### Data excerpt

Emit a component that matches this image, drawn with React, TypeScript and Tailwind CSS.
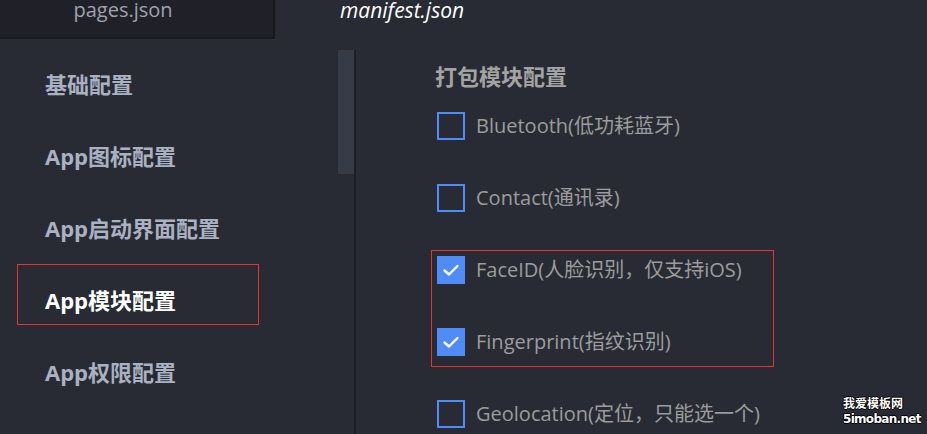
import React from "react";

const font = "font-['Open_Sans','Noto_Sans_CJK_SC',sans-serif]";

const menu = [
  { label: "基础配置" },
  { label: "App图标配置" },
  { label: "App启动界面配置" },
  { label: "App模块配置", active: true },
  { label: "App权限配置" },
];

const modules = [
  { label: "Bluetooth(低功耗蓝牙)", checked: false },
  { label: "Contact(通讯录)", checked: false },
  { label: "FaceID(人脸识别，仅支持iOS)", checked: true },
  { label: "Fingerprint(指纹识别)", checked: true },
  { label: "Geolocation(定位，只能选一个)", checked: false },
];

function Checkbox({ checked }: { checked: boolean }) {
  if (checked) {
    return (
      <div className="w-[28px] h-[28px] bg-[#4f8cf7] flex items-center justify-center shrink-0">
        <svg width="18" height="14" viewBox="0 0 18 14" fill="none">
          <path d="M2.5 7.5 L7 11.5 L15.5 3" stroke="white" strokeWidth="2.4" strokeLinecap="round" strokeLinejoin="round" />
        </svg>
      </div>
    );
  }
  return <div className="w-[28px] h-[28px] border-2 border-[#4f8cf7] shrink-0" />;
}

export default function App() {
  return (
    <div className={`relative w-[927px] h-[434px] overflow-hidden bg-[#282b34] ${font}`}>
      {/* tabs */}
      <div className="flex h-[39px]">
        <div className="w-[275px] h-[39px] bg-[#1f2028] border-r-2 border-b-2 border-[#18191f] flex justify-center">
          <span className="text-[20px] leading-[24px] text-[#9ea3ad] mt-[-2px] ml-[-27px]">pages.json</span>
        </div>
        <div className="flex-1 flex">
          <span className="ml-[65px] mt-[-2px] text-[21px] leading-[24px] italic text-white">manifest.json</span>
        </div>
      </div>

      <div className="flex h-[395px]">
        {/* sidebar */}
        <div className="w-[356px] pt-[11px] flex">
          <div className="relative flex-1 border-r-2 border-[#1d1e25] pt-[-2px]">
            <div className="-mt-[2px]">
              {menu.map((m) => (
                <div key={m.label} className="h-[72px] flex items-center pl-[45px]">
                  <span className={`text-[22px] font-bold ${m.active ? "text-white" : "text-[#aab1c2]"}`}>{m.label}</span>
                </div>
              ))}
            </div>
            <div className="absolute right-0 top-0 w-[16px] h-[124px] bg-[#363b48]" />
          </div>
        </div>

        {/* content */}
        <div className="flex-1 pt-[23px] pl-[79px]">
          <div className="h-[28px] flex items-center text-[22px] font-bold text-[#a3a3a3]">打包模块配置</div>
          {modules.map((m) => (
            <div key={m.label} className="h-[72px] flex items-center gap-[11px] pl-[2px]">
              <Checkbox checked={m.checked} />
              <span className="text-[20px] text-[#9c9c9c]">{m.label}</span>
            </div>
          ))}
        </div>
      </div>

      {/* annotation boxes */}
      <div className="absolute left-[17px] top-[264px] w-[242px] h-[61px] border border-[#e8322f]" />
      <div className="absolute left-[431px] top-[250px] w-[343px] h-[117px] border border-[#e8322f]" />

      {/* watermark */}
      <div className="absolute left-[843px] top-[397px] text-white text-[12px] leading-[15px] font-bold font-['DejaVu_Sans','Noto_Sans_CJK_SC',sans-serif] [text-shadow:1px_0_0_#000,-1px_0_0_#000,0_1px_0_#000,0_-1px_0_#000]">
        <div>我爱模板网</div>
        <div className="tracking-[-0.7px]">5imoban.net</div>
      </div>
    </div>
  );
}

### Problem to solve
Take the listing above and restate it word for word, without its pictures.

### Response to this task
Emit a component that matches this image, drawn with React, TypeScript and Tailwind CSS.
import React from "react";

const font = "font-['Open_Sans','Noto_Sans_CJK_SC',sans-serif]";

const menu = [
  { label: "基础配置" },
  { label: "App图标配置" },
  { label: "App启动界面配置" },
  { label: "App模块配置", active: true },
  { label: "App权限配置" },
];

const modules = [
  { label: "Bluetooth(低功耗蓝牙)", checked: false },
  { label: "Contact(通讯录)", checked: false },
  { label: "FaceID(人脸识别，仅支持iOS)", checked: true },
  { label: "Fingerprint(指纹识别)", checked: true },
  { label: "Geolocation(定位，只能选一个)", checked: false },
];

function Checkbox({ checked }: { checked: boolean }) {
  if (checked) {
    return (
      <div className="w-[28px] h-[28px] bg-[#4f8cf7] flex items-center justify-center shrink-0">
        <svg width="18" height="14" viewBox="0 0 18 14" fill="none">
          <path d="M2.5 7.5 L7 11.5 L15.5 3" stroke="white" strokeWidth="2.4" strokeLinecap="round" strokeLinejoin="round" />
        </svg>
      </div>
    );
  }
  return <div className="w-[28px] h-[28px] border-2 border-[#4f8cf7] shrink-0" />;
}

export default function App() {
  return (
    <div className={`relative w-[927px] h-[434px] overflow-hidden bg-[#282b34] ${font}`}>
      {/* tabs */}
      <div className="flex h-[39px]">
        <div className="w-[275px] h-[39px] bg-[#1f2028] border-r-2 border-b-2 border-[#18191f] flex justify-center">
          <span className="text-[20px] leading-[24px] text-[#9ea3ad] mt-[-2px] ml-[-27px]">pages.json</span>
        </div>
        <div className="flex-1 flex">
          <span className="ml-[65px] mt-[-2px] text-[21px] leading-[24px] italic text-white">manifest.json</span>
        </div>
      </div>

      <div className="flex h-[395px]">
        {/* sidebar */}
        <div className="w-[356px] pt-[11px] flex">
          <div className="relative flex-1 border-r-2 border-[#1d1e25] pt-[-2px]">
            <div className="-mt-[2px]">
              {menu.map((m) => (
                <div key={m.label} className="h-[72px] flex items-center pl-[45px]">
                  <span className={`text-[22px] font-bold ${m.active ? "text-white" : "text-[#aab1c2]"}`}>{m.label}</span>
                </div>
              ))}
            </div>
            <div className="absolute right-0 top-0 w-[16px] h-[124px] bg-[#363b48]" />
          </div>
        </div>

        {/* content */}
        <div className="flex-1 pt-[23px] pl-[79px]">
          <div className="h-[28px] flex items-center text-[22px] font-bold text-[#a3a3a3]">打包模块配置</div>
          {modules.map((m) => (
            <div key={m.label} className="h-[72px] flex items-center gap-[11px] pl-[2px]">
              <Checkbox checked={m.checked} />
              <span className="text-[20px] text-[#9c9c9c]">{m.label}</span>
            </div>
          ))}
        </div>
      </div>

      {/* annotation boxes */}
      <div className="absolute left-[17px] top-[264px] w-[242px] h-[61px] border border-[#e8322f]" />
      <div className="absolute left-[431px] top-[250px] w-[343px] h-[117px] border border-[#e8322f]" />

      {/* watermark */}
      <div className="absolute left-[843px] top-[397px] text-white text-[12px] leading-[15px] font-bold font-['DejaVu_Sans','Noto_Sans_CJK_SC',sans-serif] [text-shadow:1px_0_0_#000,-1px_0_0_#000,0_1px_0_#000,0_-1px_0_#000]">
        <div>我爱模板网</div>
        <div className="tracking-[-0.7px]">5imoban.net</div>
      </div>
    </div>
  );
}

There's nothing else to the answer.